Like most native Southern Californians, I maintain what I consider to

be a healthy distrust of strangers. I’m certainly not as bad about

this as some. I will, for example, occasionally strike up a

conversation with the person standing in front of me at the checkout

line, and I feel an obligation to assist anyone asking for

directions.

But whenever an unfamiliar person comes near me in public, I am

immediately on my guard.

It’s a big-city thing. You learn the rules early and you stick to

them. Never open your door to strangers. Stay alert in unfamiliar

places. And never, ever pick up hitchhikers.

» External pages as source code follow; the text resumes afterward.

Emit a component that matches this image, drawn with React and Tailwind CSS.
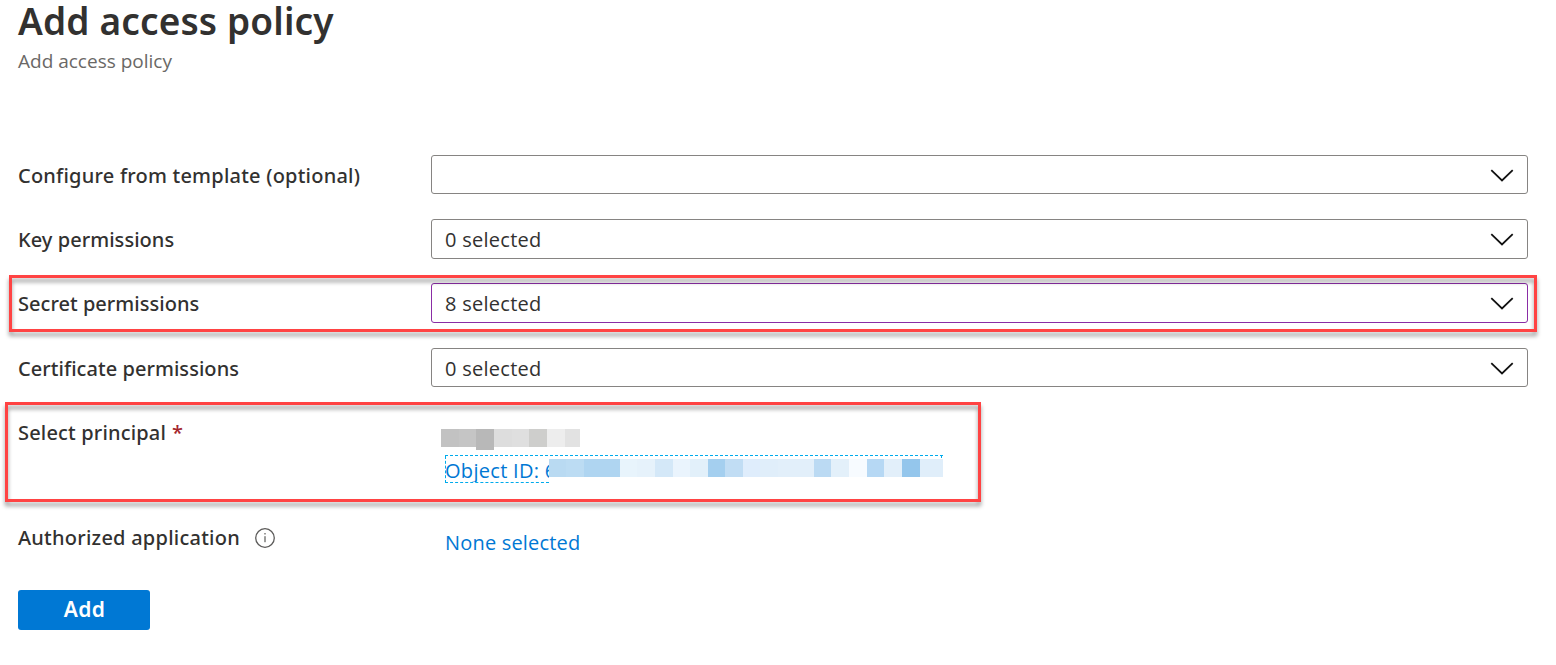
import React from "react";

const nameCells = [
  "w-[18px] h-[18px] bg-[#c2c2c2]",
  "w-[17px] h-[18px] bg-[#c5c5c5]",
  "w-[18px] h-[21px] bg-[#b8b8b8]",
  "w-[18px] h-[18px] bg-[#dddddd]",
  "w-[17px] h-[18px] bg-[#dfdfdf]",
  "w-[18px] h-[18px] bg-[#cececc]",
  "w-[18px] h-[18px] bg-[#ededed]",
  "w-[15px] h-[18px] bg-[#e2e2e2]",
];

const idCells = [
  "w-[17px] bg-[#b9daf2]",
  "w-[18px] bg-[#bcdcf3]",
  "w-[36px] bg-[#afd5f1]",
  "w-[17px] bg-[#e8f4fc]",
  "w-[18px] bg-[#e6f2fb]",
  "w-[18px] bg-[#d4e8f8]",
  "w-[17px] bg-[#eaf4fd]",
  "w-[18px] bg-[#e2f0fa]",
  "w-[17px] bg-[#a4cfef]",
  "w-[18px] bg-[#c1ddf4]",
  "w-[17px] bg-[#dfedfc]",
  "w-[18px] bg-[#e0eefa]",
  "w-[36px] bg-[#e2effa]",
  "w-[17px] bg-[#bbdaf3]",
  "w-[18px] bg-[#e3f0fa]",
  "w-[18px] bg-[#f7fbff]",
  "w-[17px] bg-[#b6d8f4]",
  "w-[18px] bg-[#e2effa]",
  "w-[18px] bg-[#94c6ec]",
  "w-[23px] bg-[#e0eefa]",
];

function Chevron() {
  return (
    <svg className="h-[13px] w-6 shrink-0" viewBox="0 0 24 13" fill="none" stroke="#111" strokeWidth="1.8">
      <path d="M1.3 1.2 12 11.4 22.7 1.2" />
    </svg>
  );
}

function InfoIcon() {
  return (
    <svg className="h-5 w-5 shrink-0" viewBox="0 0 20 20" fill="none">
      <circle cx="10" cy="10" r="9.3" stroke="#5c5b5a" strokeWidth="1.3" />
      <rect x="9.4" y="5" width="1.2" height="1.5" fill="#5c5b5a" />
      <rect x="9.4" y="8.2" width="1.2" height="6" fill="#5c5b5a" />
    </svg>
  );
}

function Highlight({ className }) {
  return (
    <div
      className={`pointer-events-none absolute border-[3px] border-[#ff4343] drop-shadow-[0_4px_2px_rgba(0,0,0,0.4)] ${className}`}
    />
  );
}

function Label({ children, className = "" }) {
  return (
    <div className={`flex h-[42px] w-[413px] shrink-0 items-center text-xl leading-[42px] font-medium ${className}`}>
      {children}
    </div>
  );
}

function Field({ label, tracking, value, row, box, border = "border-[#868482]", highlight }) {
  return (
    <div className={`relative flex ${row}`}>
      <Label className={tracking}>{label}</Label>
      <button
        className={`flex w-[1097px] items-start justify-between rounded-[3px] border bg-white pr-[13px] pl-[13px] text-left font-['Open_Sans','Noto_Sans',sans-serif] text-xl leading-[38px] tracking-[0.27px] ${box} ${border}`}
      >
        <span className="pt-px">{value}</span>
        <span className="flex h-[38px] items-center pt-px">
          <Chevron />
        </span>
      </button>
      {highlight}
    </div>
  );
}

export default function App() {
  return (
    <main className="h-[665px] w-[1556px] bg-white pl-[18px] font-['Noto_Sans','Open_Sans',sans-serif] text-[#323130]">
      <header className="h-[155px]">
        <h1 className="h-[46px] text-[37px] leading-[41px] font-semibold tracking-[0.15px]">Add access policy</h1>
        <p className="font-['Open_Sans','Noto_Sans',sans-serif] text-[19px] leading-[30px] text-[#6a6866]">
          Add access policy
        </p>
      </header>

      <Field
        label="Configure from template (optional)"
        tracking="tracking-[0.22px]"
        value=""
        row="h-16"
        box="h-[39px]"
      />
      <Field label="Key permissions" tracking="tracking-[0.05px]" value="0 selected" row="h-16" box="h-10" />
      <Field
        label="Secret permissions"
        tracking="tracking-[0.03px]"
        value="8 selected"
        row="h-[65px]"
        box="h-10"
        border="border-[#8a2da5]"
        highlight={<Highlight className="-top-2 -left-[9px] h-[57px] w-[1528px]" />}
      />
      <Field
        label="Certificate permissions"
        tracking="tracking-[0.05px]"
        value="0 selected"
        row="h-16"
        box="h-[39px]"
      />

      <section className="relative flex h-[105px]">
        <Label className="tracking-[0.17px]">
          Select principal
          <span className="ml-[6px] text-[#a4262c]">*</span>
        </Label>
        <div className="pt-[17px] pl-[10px]">
          <div className="flex h-[26px] items-start">
            {nameCells.map((cell, i) => (
              <span key={i} className={cell} />
            ))}
          </div>
          <div className="ml-1 flex w-[498px] border-t border-dashed border-[#00abec]">
            <a className="h-[27px] w-[104px] shrink-0 overflow-hidden border-b border-l border-dashed border-[#00abec] font-['Open_Sans','Noto_Sans',sans-serif] text-xl leading-[29px] tracking-[0.3px] whitespace-nowrap text-[#0078d4]">
              <span className="-ml-px">Object ID: 6</span>
            </a>
            <span className="mt-[3px] flex h-[18px] shrink-0">
              {idCells.map((cell, i) => (
                <span key={i} className={cell} />
              ))}
            </span>
            <span className="-ml-[2px] h-[2px] w-px bg-[#00abec]" />
          </div>
        </div>
        <Highlight className="-top-[10px] -left-[13px] h-[100px] w-[976px]" />
      </section>

      <section className="flex h-[73px]">
        <Label className="tracking-[0.24px]">
          Authorized application
          <span className="ml-[15px] flex">
            <InfoIcon />
          </span>
        </Label>
        <a className="mt-[5px] ml-[14px] font-['Open_Sans','Noto_Sans',sans-serif] text-xl leading-[42px] tracking-[0.18px] text-[#0078d4]">
          None selected
        </a>
      </section>

      <button className="flex h-10 w-[132px] justify-center rounded-[3px] bg-[#0078d4] pl-px text-[21px] leading-[38px] font-semibold tracking-[0.4px] text-white">
        Add
      </button>
    </main>
  );
}
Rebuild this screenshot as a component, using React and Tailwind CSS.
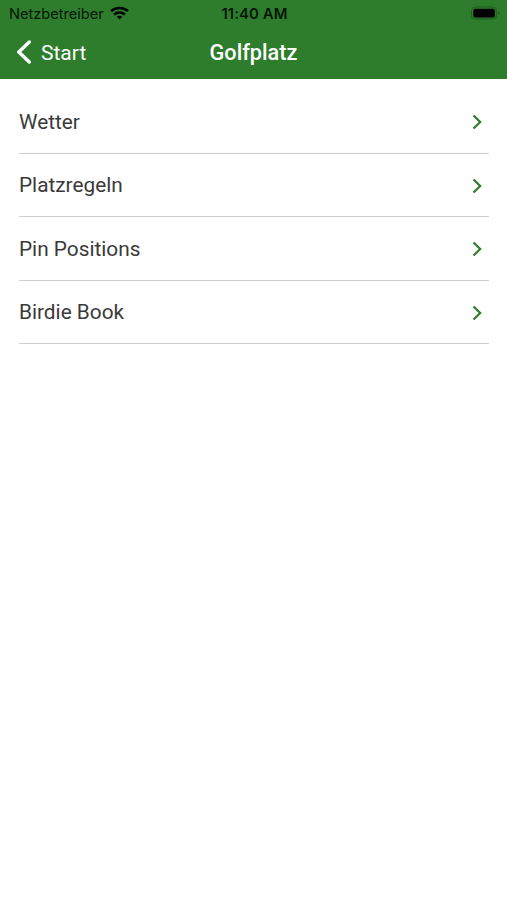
const items = ['Wetter', 'Platzregeln', 'Pin Positions', 'Birdie Book']

function StatusBar() {
  return (
    <div className="grid h-[27px] grid-cols-[1fr_auto_1fr] items-center pl-[9px] pr-[7px] pt-px font-[Inter,sans-serif] text-[14.6px] leading-none text-[#061606]">
      <div className="flex items-center gap-[6px]">
        <span>Netzbetreiber</span>
        <svg className="-mt-[2px]" width="19" height="14" viewBox="0 0 19 14" fill="none" stroke="#000" strokeWidth="2.5">
          <path d="M1 5.2C5.7.9 13.3.9 18 5.2" />
          <path d="M4.1 8.5c3-2.8 7.8-2.8 10.8 0" />
          <path d="M6.8 10.8 9.5 13.5l2.7-2.7c-1.5-1.4-3.9-1.4-5.4 0Z" fill="#000" stroke="none" />
        </svg>
      </div>
      <span className="text-[14.9px] font-semibold leading-[14px] tracking-[0.1px]">11:40 AM</span>
      <div className="flex justify-end">
        <svg className="-mt-[2px]" width="30" height="14" viewBox="0 0 30 14">
          <rect x="1.5" y="1" width="25" height="12" rx="3.5" fill="none" stroke="#1f5e1f" />
          <rect x="3.3" y="2.7" width="21.6" height="8.8" rx="1.8" fill="#000" />
          <path d="M28.2 5v4c1.7-.7 1.7-3.3 0-4Z" fill="#1f5e1f" />
        </svg>
      </div>
    </div>
  )
}

export default function App() {
  return (
    <div className="min-h-screen bg-white font-[Roboto,sans-serif]">
      <header className="h-[79px] bg-[#2d7d2d]">
        <StatusBar />
        <div className="grid h-[52px] grid-cols-[1fr_auto_1fr] items-center px-4 text-[21px] text-white">
          <button type="button" className="flex items-center gap-[9px] pt-px">
            <svg className="-mt-[3px]" width="16" height="24" viewBox="0 0 16 24" fill="none" stroke="currentColor" strokeWidth="3.4" strokeLinecap="round" strokeLinejoin="round">
              <path d="M13.3 2 2.8 12l10.5 10" />
            </svg>
            <span>Start</span>
          </button>
          <h1 className="text-[21.7px] font-medium">Golfplatz</h1>
        </div>
      </header>

      <ul className="pl-[19px] pr-[18px] pt-[11px]">
        {items.map((item) => (
          <li key={item} className="flex h-[63.6px] items-center justify-between border-b-[1.5px] border-[#cdcdcd] pr-[7px] pt-[2px] text-[20.8px] text-[#3a3a3a]">
            <span>{item}</span>
            <svg width="10" height="16" viewBox="0 0 10 16" fill="none" stroke="#2d7d2d" strokeWidth="2.2">
              <path d="m1.5 1.5 6.7 6.5-6.7 6.5" />
            </svg>
          </li>
        ))}
      </ul>
    </div>
  )
}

Having lived in the city all my life, I assumed for a long time

that everyone lived by these rules. But one winter night in 1985, I

discovered there were some in this world who had no problem putting

their trust in the hands of complete strangers.

I was with my then-girlfriend Angel that winter, spending

Christmas with her family in Prescott, Ariz. Prescott is about 5,400

feet above sea level and gets really cold in December, so the visit

involved a lot of sitting indoors and playing Trivial Pursuit with

Angel’s siblings.

After about four days of this, I was ready to slug the next person

who asked me to name the capital of anything. Then one evening,

Angel’s brother, Sal, announced he was leaving to visit some friends

in Walker, a nearby town even higher in elevation than Prescott.

“Hey, do you mind if I tag along?” I asked.

The trip to Walker is by way of a treacherous, winding mountain

road. The road is especially dangerous in winter, when you can easily

round a turn, hit a patch of black ice and slide soundlessly over a

cliff. As such, Sal crept his little beige Volvo along at 15-20 mph,

slowing it to under 10 at every turn.

I didn’t mind. It was wonderful to be out of the house, and I

couldn’t get enough of admiring the snowbanks along the sides of the

road. I had never really seen snow until this trip, and for the life

of me I couldn’t understand why Angel’s brothers and sisters

constantly complained about it. How could you hate something so

beautiful, I thought to myself. And just as I did, the Volvo’s

headlights caught the contorted face of a young man standing by the

side of the road, hopping up and down in what was apparently a losing

effort to stay warm. The man frantically waved his arms at us and

looked despondent as we drove past him.

“Boy, that guy’s in trouble,” I said. “No one’s going to stop for

him out in the middle of no --” I stopped talking because Sal was

pulling over to the side of the road.

“What are you doing?” I asked.

“What do you mean, what am I am doing? We can’t leave that guy out

here,” Sal said, turning off the engine and opening his door.

“Hey!” he shouted to the stranger. “You need a lift?”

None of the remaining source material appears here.